The Bottom Line: Treasure Is More Than Gold
The Trump / UFC Freedom 250 Gold Medallion is, at its core, a piece of gold with a portrait on it. It may find a market among political memorabilia collectors and UFC enthusiasts, and there’s nothing wrong with that. But as a treasure salvor who has spent a career studying the coins that emerge from shipwrecks and hoards, I can tell you it lacks the essential qualities that make a collectible truly valuable over the long term.

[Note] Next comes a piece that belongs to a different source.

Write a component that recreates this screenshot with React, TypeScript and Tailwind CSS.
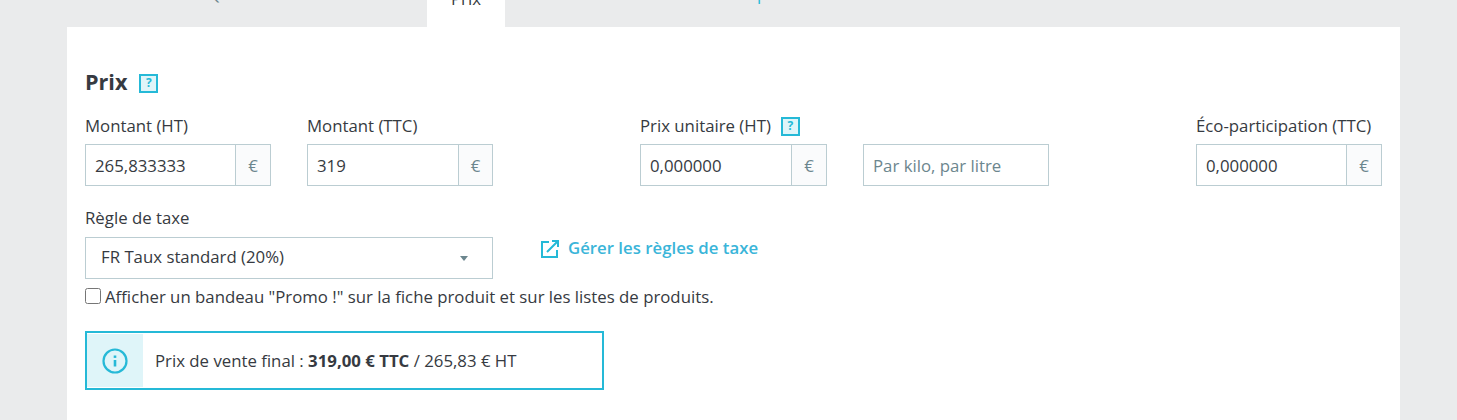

The finest coins I’ve ever held in my hands — the 1857-S double eagles from the S.S. Central America, the rainbow-toned Morgan dollars from the Redfield Hoard, the pristine gold pieces from the Saddle Ridge discovery — all share something that no privately manufactured medallion can replicate: a genuine connection to history. They were minted in specific moments, circulated (or didn’t) through specific circumstances, and survived specific trials — whether that meant spending a century on the ocean floor, hidden in a Nevada closet, or buried in a California hillside.
That’s what treasure really is. Not just gold. Not just a grade on a slab. It’s the story of how a piece of metal traveled through time to reach your hands. And that’s something no marketing campaign can manufacture.
So the next time someone offers you a “special edition” medallion at nearly $12,000, ask yourself: Would this piece hold any value if it spent 130 years on the ocean floor? If the answer is no, you have your answer about its long-term value as a collectible.
The real treasures are still out there — in the deep, in the earth, and in the pages of history. And as any treasure salvor will tell you, they’re worth far more than their weight in gold.